Back in 1913, the U.S. Congress enacted the so-called "Underwood Tariff Act" (aka the Revenue Act of 1913). That's the one in which the feds reintroduced income tax. Included in the act were a bunch of exemptions, one of which was for nonprofit groups [source: Gershman]. It's generally thought that the U.S. Chamber of Commerce was behind this statute, which would make sense because the Chamber just happens to be a nonprofit. This exemption included in the 1913 Act is considered the forerunner to 501(c)(4) designation, but it's unclear exactly when that precise nomenclature appeared. The 501(c)(4) designation refers to two different types of nonprofits: "social welfare organizations" and "local associations of employees" [source: IRS].

By 1959, the government had accepted the idea that these organizations could be involved in politics and had codified them as "action organizations." By 1981 the rules were further loosened with the result that such a group could be politically engaged and still retain 501(c)(4) status if it limited its engagement to the promotion of "social welfare." It doesn't take a tax accountant to see that this kind of language is a slope waiting to be slipped down [source: Gershman].
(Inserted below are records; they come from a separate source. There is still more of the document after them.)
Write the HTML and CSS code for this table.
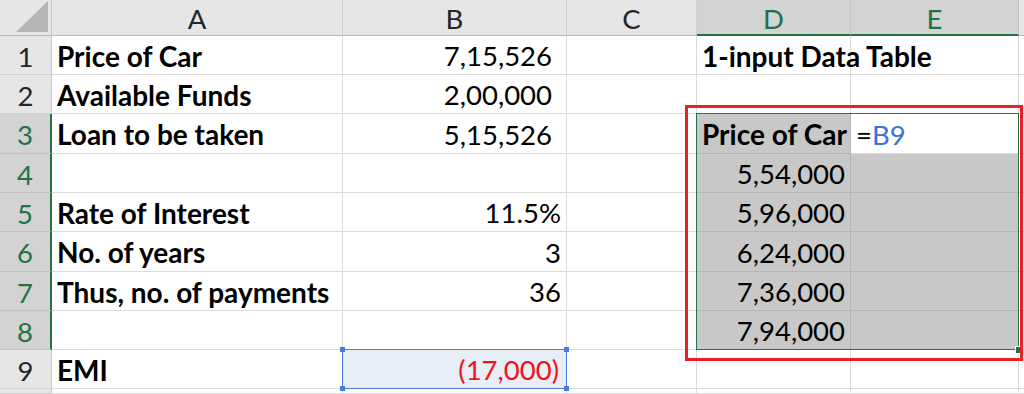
FILE: index.html
```html
<!DOCTYPE html>
<html>
<head>
<meta charset="utf-8">
<link rel="stylesheet" href="styles.css">
</head>
<body>
<div class="sheet">
  <div class="corner"><span class="tri"></span></div>
  <div class="ch">A</div>
  <div class="ch">B</div>
  <div class="ch">C</div>
  <div class="ch ch-sel">D</div>
  <div class="ch ch-sel">E</div>
  <div class="ch ch-last"></div>

  <div class="rh">1</div>
  <div class="cell b">Price of Car</div>
  <div class="cell r pad-acc">7,15,526</div>
  <div class="cell"></div>
  <div class="cell b">1-input Data Table</div>
  <div class="cell"></div>
  <div class="cell"></div>

  <div class="rh">2</div>
  <div class="cell b">Available Funds</div>
  <div class="cell r pad-acc">2,00,000</div>
  <div class="cell"></div>
  <div class="cell"></div>
  <div class="cell"></div>
  <div class="cell"></div>

  <div class="rh rh-sel">3</div>
  <div class="cell b">Loan to be taken</div>
  <div class="cell r pad-acc">5,15,526</div>
  <div class="cell"></div>
  <div class="cell shade b">Price of Car</div>
  <div class="cell active"><span class="eq">=</span><span class="ref">B9</span></div>
  <div class="cell"></div>

  <div class="rh rh-sel">4</div>
  <div class="cell"></div>
  <div class="cell"></div>
  <div class="cell"></div>
  <div class="cell shade r">5,54,000</div>
  <div class="cell shade"></div>
  <div class="cell"></div>

  <div class="rh rh-sel">5</div>
  <div class="cell b">Rate of Interest</div>
  <div class="cell r">11.5%</div>
  <div class="cell"></div>
  <div class="cell shade r">5,96,000</div>
  <div class="cell shade"></div>
  <div class="cell"></div>

  <div class="rh rh-sel">6</div>
  <div class="cell b">No. of years</div>
  <div class="cell r">3</div>
  <div class="cell"></div>
  <div class="cell shade r">6,24,000</div>
  <div class="cell shade"></div>
  <div class="cell"></div>

  <div class="rh rh-sel">7</div>
  <div class="cell b">Thus, no. of payments</div>
  <div class="cell r">36</div>
  <div class="cell"></div>
  <div class="cell shade r">7,36,000</div>
  <div class="cell shade"></div>
  <div class="cell"></div>

  <div class="rh rh-sel">8</div>
  <div class="cell"></div>
  <div class="cell"></div>
  <div class="cell"></div>
  <div class="cell shade r">7,94,000</div>
  <div class="cell shade"></div>
  <div class="cell"></div>

  <div class="rh">9</div>
  <div class="cell b">EMI</div>
  <div class="cell r neg refcell">(17,000)</div>
  <div class="cell"></div>
  <div class="cell"></div>
  <div class="cell"></div>
  <div class="cell"></div>

  <div class="rh"></div>
  <div class="cell"></div>
  <div class="cell"></div>
  <div class="cell"></div>
  <div class="cell"></div>
  <div class="cell"></div>
  <div class="cell"></div>

  <div class="sel-range"><span class="fill-handle"></span></div>
  <div class="ref-box">
    <span class="h h-tl"></span><span class="h h-tr"></span>
    <span class="h h-bl"></span><span class="h h-br"></span>
  </div>
  <div class="red-box"></div>
</div>
</body>
</html>
```

FILE: styles.css
```css
* { box-sizing: border-box; }
html, body { margin: 0; padding: 0; background: #fff; }
body { width: 1024px; height: 394px; overflow: hidden; font-family: Lato, "Liberation Sans", sans-serif; color: #000; }

.sheet {
  position: relative;
  display: grid;
  grid-template-columns: 52px 291px 224px 130px 154px 168px 1fr;
  grid-template-rows: 36px 39px 39px 40px 39px 39px 40px 39px 39px 39px 1fr;
  width: 1024px;
  height: 394px;
  font-size: 27.5px;
}

.corner {
  position: relative;
  background: #e6e6e6;
  border-right: 1px solid #c6c6c6;
  border-bottom: 1px solid #b8b8b8;
}
.tri {
  position: absolute;
  right: 3px;
  bottom: 3px;
  width: 32px;
  height: 31px;
  background: #b5b5b5;
  clip-path: polygon(100% 0, 100% 100%, 0 100%);
}

.ch {
  background: #e6e6e6;
  border-right: 1px solid #d0d0d0;
  border-bottom: 1px solid #b8b8b8;
  display: flex;
  align-items: center;
  justify-content: center;
  color: #262626;
  padding-top: 2px;
}
.ch-sel {
  background: #d3d3d3;
  color: #217346;
  border-right-color: #c2c2c2;
  border-bottom: 2px solid #217346;
}
.ch-last { border-right: none; }

.rh {
  background: #e6e6e6;
  border-right: 1px solid #c6c6c6;
  border-bottom: 1px solid #d2d2d2;
  display: flex;
  align-items: center;
  justify-content: center;
  color: #262626;
  padding-top: 2px;
}
.rh-sel {
  background: #d3d3d3;
  color: #217346;
  border-right: 2px solid #217346;
  border-bottom-color: #c0c0c0;
}

.cell {
  border-right: 1px solid #dadada;
  border-bottom: 1px solid #dadada;
  display: flex;
  align-items: center;
  padding: 1px 5px 0 5px;
  white-space: nowrap;
  overflow: visible;
}
.b { font-weight: 700; font-size: 28px; }
.r { justify-content: flex-end; padding-right: 5px; }
.pad-acc { padding-right: 14px; }

.shade {
  background: #c8c8c8;
  border-right-color: #b4b4b4;
  border-bottom-color: #b4b4b4;
}
.active { background: #fff; }
.eq { color: #000; }
.ref { color: #3b73d6; }

.neg { color: #f01414; padding-right: 7px; }
.refcell { background: #e8eef8; }

.sel-range {
  position: absolute;
  grid-row: 4 / 10;
  grid-column: 5 / 7;
  top: -1px;
  left: -1px;
  right: 0;
  bottom: 0;
  border: 1px solid #217346;
}
.fill-handle {
  position: absolute;
  right: -4px;
  bottom: -4px;
  width: 6px;
  height: 6px;
  background: #217346;
  outline: 1px solid #fff;
}

.ref-box {
  position: absolute;
  grid-row: 10 / 11;
  grid-column: 3 / 4;
  top: -1px;
  left: -1px;
  right: 0;
  bottom: 0;
  border: 1px solid #4a7bd2;
}
.h {
  position: absolute;
  width: 5px;
  height: 5px;
  background: #4a7bd2;
}
.h-tl { left: -3px; top: -3px; }
.h-tr { right: -3px; top: -3px; }
.h-bl { left: -3px; bottom: -3px; }
.h-br { right: -3px; bottom: -3px; }

.red-box {
  position: absolute;
  grid-row: 4 / 10;
  grid-column: 5 / 7;
  top: -9px;
  left: -12px;
  right: -4px;
  bottom: -11px;
  border: 3px solid #e8202a;
  pointer-events: none;
}
```
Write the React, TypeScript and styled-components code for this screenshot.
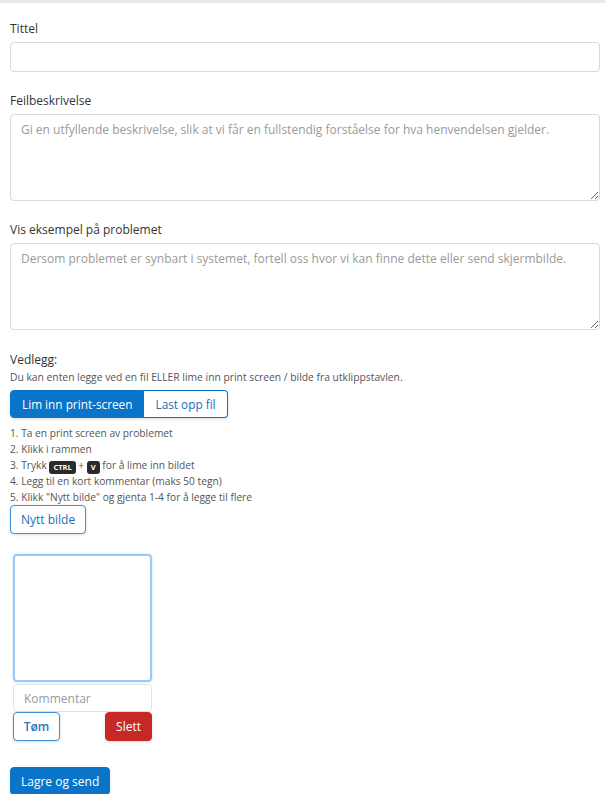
import React, { useState } from 'react';
import styled, { createGlobalStyle } from 'styled-components';

const GlobalStyle = createGlobalStyle`
  body {
    margin: 0;
    background: #fff;
    font-family: "Open Sans", "Noto Sans", sans-serif;
    color: #333;
  }
  * { box-sizing: border-box; }
`;

const steps = [
  'Ta en print screen av problemet',
  'Klikk i rammen',
  null,
  'Legg til en kort kommentar (maks 50 tegn)',
  'Klikk "Nytt bilde" og gjenta 1-4 for å legge til flere',
];

const App: React.FC = () => {
  const [mode, setMode] = useState<'paste' | 'upload'>('paste');

  return (
    <>
      <GlobalStyle />
      <Page>
        <Form>
          <Label>Tittel</Label>
          <TextInput type="text" />

          <Label $gap>Feilbeskrivelse</Label>
          <TextArea placeholder="Gi en utfyllende beskrivelse, slik at vi får en fullstendig forståelse for hva henvendelsen gjelder." />

          <Label $gap>Vis eksempel på problemet</Label>
          <TextArea placeholder="Dersom problemet er synbart i systemet, fortell oss hvor vi kan finne dette eller send skjermbilde." />

          <AttachTitle>Vedlegg:</AttachTitle>
          <Hint>Du kan enten legge ved en fil ELLER lime inn print screen / bilde fra utklippstavlen.</Hint>

          <ToggleGroup>
            <ToggleButton $active={mode === 'paste'} onClick={() => setMode('paste')}>
              Lim inn print-screen
            </ToggleButton>
            <ToggleButton $active={mode === 'upload'} onClick={() => setMode('upload')}>
              Last opp fil
            </ToggleButton>
          </ToggleGroup>

          <Steps>
            {steps.map((step, i) => (
              <Step key={i}>
                {i + 1}.{' '}
                {step ?? (
                  <>
                    Trykk <Kbd>CTRL</Kbd> + <Kbd>V</Kbd> for å lime inn bildet
                  </>
                )}
              </Step>
            ))}
          </Steps>

          <OutlineButton>Nytt bilde</OutlineButton>

          <PasteCard>
            <PasteArea tabIndex={0} />
            <CommentInput placeholder="Kommentar" />
            <CardActions>
              <SmallOutline>Tøm</SmallOutline>
              <DangerButton>Slett</DangerButton>
            </CardActions>
          </PasteCard>

          <PrimaryButton>Lagre og send</PrimaryButton>
        </Form>
      </Page>
    </>
  );
};

// Styled Components
const Page = styled.div`
  border-top: 3px solid #e9e9e9;
  min-height: 794px;
`;

const Form = styled.div`
  padding: 18px 5px 0 10px;
  display: flex;
  flex-direction: column;
  align-items: flex-start;
`;

const Label = styled.label<{ $gap?: boolean }>`
  display: block;
  font-size: 12px;
  line-height: 16px;
  color: #333;
  margin: ${p => (p.$gap ? '21px' : '0')} 0 5px;
`;

const fieldBase = `
  width: 100%;
  border: 1px solid #d9d9d9;
  border-radius: 4px;
  font-family: "Open Sans", "Noto Sans", sans-serif;
  font-size: 12px;
  color: #333;
  background: #fff;
  outline: none;
  &::placeholder { color: #9a9a9a; }
`;

const TextInput = styled.input`
  ${fieldBase}
  height: 30px;
  padding: 4px 10px;
`;

const TextArea = styled.textarea`
  ${fieldBase}
  height: 87px;
  padding: 7px 10px;
  line-height: 16px;
  resize: vertical;
`;

const AttachTitle = styled.div`
  font-size: 12px;
  line-height: 17px;
  margin-top: 21px;
`;

const Hint = styled.div`
  font-size: 10.3px;
  line-height: 14px;
  color: #555;
  margin-top: 2px;
`;

const ToggleGroup = styled.div`
  display: flex;
  margin-top: 6px;
  border-radius: 4px;
  box-shadow: 0 1px 3px rgba(0, 0, 0, 0.15);
`;

const ToggleButton = styled.button<{ $active: boolean }>`
  height: 28px;
  padding: 0 11px;
  font-family: "Open Sans", "Noto Sans", sans-serif;
  font-size: 11.8px;
  border: 1px solid #0a74c9;
  background: ${p => (p.$active ? '#0a74c9' : '#fff')};
  color: ${p => (p.$active ? '#fff' : '#1a6fb5')};
  cursor: pointer;
  &:first-child { border-radius: 4px 0 0 4px; }
  &:last-child { border-radius: 0 4px 4px 0; border-left: none; }
`;

const Steps = styled.ol`
  list-style: none;
  margin: 7px 0 0;
  padding: 0;
`;

const Step = styled.li`
  font-size: 10.2px;
  line-height: 16px;
  height: 16px;
  color: #555;
`;

const Kbd = styled.kbd`
  display: inline-block;
  background: #2b2b2b;
  color: #fff;
  font-family: "Open Sans", "Noto Sans", sans-serif;
  font-size: 7.5px;
  font-weight: 700;
  line-height: 13px;
  padding: 0 4px;
  border-radius: 3px;
  vertical-align: -1px;
`;

const OutlineButton = styled.button`
  height: 29px;
  padding: 0 10px;
  font-family: "Open Sans", "Noto Sans", sans-serif;
  font-size: 12px;
  color: #1a6fb5;
  background: #fff;
  border: 1px solid #3f8fd2;
  border-radius: 4px;
  box-shadow: 0 1px 3px rgba(0, 0, 0, 0.15);
`;

const PasteCard = styled.div`
  width: 139px;
  margin: 20px 0 0 3px;
  display: flex;
  flex-direction: column;
`;

const PasteArea = styled.div`
  height: 128px;
  border: 2px solid #9ccaf2;
  border-radius: 4px;
  box-shadow: 0 0 2px rgba(100, 170, 230, 0.5);
  outline: none;
`;

const CommentInput = styled.input`
  ${fieldBase}
  margin-top: 2px;
  height: 28px;
  padding: 4px 10px;
  border-color: #e2e2e2;
`;

const CardActions = styled.div`
  display: flex;
  justify-content: space-between;
`;

const SmallOutline = styled.button`
  height: 29px;
  width: 47px;
  font-family: "Open Sans", "Noto Sans", sans-serif;
  font-size: 12px;
  font-weight: 600;
  color: #2a78b8;
  background: #fff;
  border: 1px solid #3f8fd2;
  border-radius: 4px;
  box-shadow: 0 1px 3px rgba(0, 0, 0, 0.15);
`;

const DangerButton = styled.button`
  height: 29px;
  width: 47px;
  font-family: "Open Sans", "Noto Sans", sans-serif;
  font-size: 12px;
  color: #fff;
  background: #c62828;
  border: 1px solid #c62828;
  border-radius: 4px;
  box-shadow: 0 1px 3px rgba(0, 0, 0, 0.15);
`;

const PrimaryButton = styled.button`
  margin-top: 26px;
  height: 28px;
  padding: 0 10px;
  font-family: "Open Sans", "Noto Sans", sans-serif;
  font-size: 12px;
  color: #fff;
  background: #0a74c9;
  border: 1px solid #0a74c9;
  border-radius: 4px;
  box-shadow: 0 1px 3px rgba(0, 0, 0, 0.15);
`;

export default App;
Indeed, 501(c)(4) has always been slippery, but the slope it established turned out to be the setting for an avalanche.

On to part two: In 2010, the Supreme Court handed down a ruling in the case of "Citizens United v. the Federal Election Commission." In a nutshell, the ruling defined corporations and unions as individuals and spending as a form of free speech. Since the free speech of individuals is protected by the First Amendment, the ruling meant that corporations are allowed to spend as much as they want when it comes to political campaigns. While direct contributions to candidates remain limited, contributions to the PACs that support them are completely unlimited. PACs, however, are inconveniently obliged to disclose the names of their donors [source: Levy].

Say you want to help create an ad that viciously attacks a candidate. Maybe, to up the ante, you wouldn't be averse to spreading a little misinformation. This kind of thing looks bad if it can be traced back to you and your associates. That's where dark money comes in. By shoveling funds into a nonprofit "social welfare" organization with 501(c)(4) status, you can avoid all that. Your donation remains anonymous, and the organization can fund away without any fear of blowback. In fact, the 501(c)(4) organization can even donate your funds to a PAC. When the PAC discloses its sources, all that pops up is the name of the nonprofit. You and yours stay safely hidden behind the dark money curtain, and, best of all, you can give as much as you want.

So while the 501(c)(4) designation has been around for decades, the Citizens United decision made it deeply relevant to American politics.